Snow patch watchers expect it to melt away by the weekend. 

This weekend, Scotland's most resilient snow patch, dubbed Sphinx, is expected to melt away. The news has been met with a surprising outpouring of emotion and nationwide coverage. Even The Financial Times covered the story with the headline "The end is nigh for Britain's last snow". The story has also gone international, featuring in radio reports as far away as New Zealand.

So what is it about Sphinx that has captured the public’s imagination?  Some have suggested it could be symbolic. The Sphinx represents how we all feel, helpless and doomed to a fate determined by leaders like Donald Trump and Kim Jong Un. 

Regular contributors to the Facebook page “Snow Patches in Scotland”  have their own, more prosaic theories. One tells me that the British are “generally a bit obsessed with weather and climate”, while another says snow-patches are "more interesting than anything Trump/May/Boris or Vladimir have to say”.

Those more interested in patches of snow than the existential consequences of international relations could be dismissed as having seriously skewed priorities, but there's more to the story of Sphinx than lies on the surface. 

For a start it's thought to be 300 years old, covering a small square of the Cairngorms for centuries with just six brief interruptions. Last time the Sphinx disappeared was 11 years ago. Though it may melt away this weekend, it is expected to be back by winter. 
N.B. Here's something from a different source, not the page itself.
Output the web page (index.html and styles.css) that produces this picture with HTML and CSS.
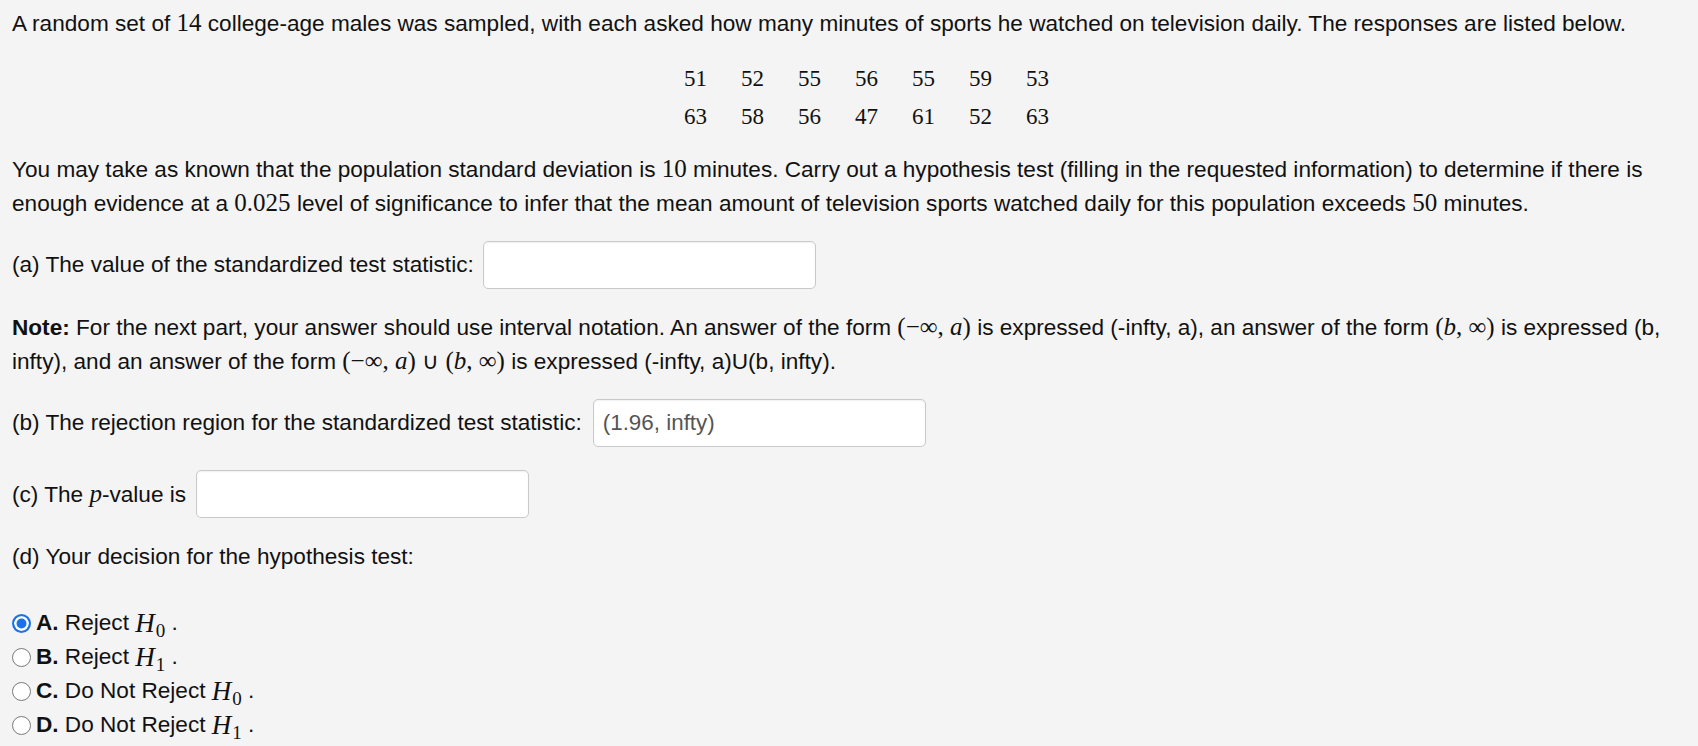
FILE: index.html
```html
<!DOCTYPE html>
<html>
<head>
<meta charset="utf-8">
<link rel="stylesheet" href="styles.css">
</head>
<body>
<div class="page">
  <p class="para first">A random set of <span class="mn">14</span> college-age males was sampled, with each asked how many minutes of sports he watched on television daily. The responses are listed below.</p>

  <div class="data-wrap">
    <div class="data">
      <span>51</span><span>52</span><span>55</span><span>56</span><span>55</span><span>59</span><span>53</span>
      <span>63</span><span>58</span><span>56</span><span>47</span><span>61</span><span>52</span><span>63</span>
    </div>
  </div>

  <p class="para p2">You may take as known that the population standard deviation is <span class="mn">10</span> minutes. Carry out a hypothesis test (filling in the requested information) to determine if there is enough evidence at a <span class="mn">0.025</span> level of significance to infer that the mean amount of television sports watched daily for this population exceeds <span class="mn">50</span> minutes.</p>

  <div class="row row-a">
    <span>(a) The value of the standardized test statistic:</span>
    <div class="field"></div>
  </div>

  <p class="para note"><b>Note:</b> For the next part, your answer should use interval notation. An answer of the form <span class="m">(−∞, <i>a</i>)</span> is expressed (-infty, a), an answer of the form <span class="m">(<i>b</i>, ∞)</span> is expressed (b, infty), and an answer of the form <span class="m">(−∞, <i>a</i>)</span> ∪ <span class="m">(<i>b</i>, ∞)</span> is expressed (-infty, a)U(b, infty).</p>

  <div class="row row-b">
    <span>(b) The rejection region for the standardized test statistic:</span>
    <div class="field">(1.96, infty)</div>
  </div>

  <div class="row row-c">
    <span>(c) The <i class="mi">p</i>-value is</span>
    <div class="field"></div>
  </div>

  <p class="para d">(d) Your decision for the hypothesis test:</p>

  <div class="choices">
    <div class="choice"><span class="radio on"></span><b>A.</b>&nbsp;Reject&nbsp;<span class="h"><i>H</i><sub>0</sub></span>&nbsp;.</div>
    <div class="choice"><span class="radio"></span><b>B.</b>&nbsp;Reject&nbsp;<span class="h"><i>H</i><sub>1</sub></span>&nbsp;.</div>
    <div class="choice"><span class="radio"></span><b>C.</b>&nbsp;Do Not Reject&nbsp;<span class="h"><i>H</i><sub>0</sub></span>&nbsp;.</div>
    <div class="choice"><span class="radio"></span><b>D.</b>&nbsp;Do Not Reject&nbsp;<span class="h"><i>H</i><sub>1</sub></span>&nbsp;.</div>
  </div>
</div>
</body>
</html>
```

FILE: styles.css
```css
html, body {
  margin: 0;
  padding: 0;
  background: #f4f4f4;
}
body {
  font-family: "Liberation Sans", Arial, Helvetica, sans-serif;
  font-size: 22.6px;
  color: #111;
}
.page {
  padding: 7px 12px 0 12px;
  display: flex;
  flex-direction: column;
}
.para {
  margin: 0;
  line-height: 34px;
}
.mn,
.m {
  font-family: "Liberation Serif", "Times New Roman", serif;
  font-size: 25px;
  line-height: 1;
}
.m i, .mi {
  font-family: "Liberation Serif", "Times New Roman", serif;
  font-style: italic;
  font-size: 25px;
  line-height: 1;
}
.data-wrap {
  display: flex;
  justify-content: center;
  padding-left: 36px;
  margin-top: 19px;
}
.data {
  display: grid;
  grid-template-columns: repeat(7, 24px);
  column-gap: 33px;
  grid-auto-rows: 38px;
  align-items: center;
  font-family: "Liberation Serif", "Times New Roman", serif;
  font-size: 23px;
}
.p2 {
  margin-top: 17px;
}
.row {
  display: flex;
  align-items: center;
  gap: 9px;
}
.row-a { margin-top: 20px; }
.row-b { margin-top: 20px; gap: 11px; }
.row-c { margin-top: 23px; gap: 10px; }
.note { margin-top: 22px; }
.d { margin-top: 22px; }
.field {
  width: 322px;
  height: 46px;
  background: #fff;
  border: 1px solid #c9c9c9;
  border-radius: 5px;
  box-shadow: inset 0 1px 2px rgba(0,0,0,0.06);
  display: flex;
  align-items: center;
  padding-left: 9px;
  box-sizing: content-box;
  font-size: 22.4px;
  color: #555;
  flex: none;
}
.choices {
  margin-top: 32px;
  display: flex;
  flex-direction: column;
}
.choice {
  height: 34px;
  display: flex;
  align-items: center;
  white-space: nowrap;
}
.choice b {
  font-weight: bold;
}
.radio {
  width: 19px;
  height: 19px;
  box-sizing: border-box;
  border-radius: 50%;
  border: 1.5px solid #7a7a7a;
  background: #fff;
  margin-right: 5px;
  flex: none;
}
.radio.on {
  border: 2px solid #1a73e8;
  background: #1a73e8;
  box-shadow: inset 0 0 0 2.5px #fff;
}
.h {
  font-family: "Liberation Serif", "Times New Roman", serif;
  font-size: 27px;
  line-height: 1;
}
.h i {
  font-style: italic;
}
.h sub {
  font-size: 19px;
  font-style: normal;
  vertical-align: -5px;
  line-height: 0;
  margin-left: 1px;
}
```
Iain Cameron, the man who set up the Facebook page "Snow Patches in Scotland" and someone who has recorded and measured snow patches since he was a young boy, says that Sphinx has shrunk to the size of a large dinner table and he expects it will have melted entirely by this Saturday.

It came close to disappearing in 2011 as well, he adds. In October of that year, Sphinx at around its current size and only a heavy snowstorm revived it.

"They tend to keep the same shape and form every year," Cameron tells me. "It might sound weird to say, but it’s like seeing an elderly relative or an old friend. You’re slightly disappointed if it’s not in as good a condition."

But why has Sphinx survived for so long? The patch of land that Sphinx lies above faces towards the North East, meaning it is sheltered from the elements by large natural formations called Corries and avoids the bulk of what sunlight northern Scotland has to offer. 

It also sits on a bid of soil rather than boulder-fields, unlike the snow patches on Britain's highest mountain Ben Nevis. Boulder-fields allow air through them, but the soil does not, meaning the Sphinx melts only from the top.

Cameron is hesistant to attribute the increased rate of Sphinx's melting to climate change. He says meterologists can decide the causes based on the data which he and his fellow anoraks (as he calls them) collect. 

That data shows that over the past 11 years since Sphinx last melted it has changed size each year, not following any discernable pattern. “There is no rhyme or reason because of the vagaries of the Scottish climate," says Cameron.

One thing that has changed is Sphinx's title is no longer quite so secure. There is another snow patch in near Ben Nevis vying for the position of the last in Scotland. Cameron says that it is 50:50 as to which one will go first.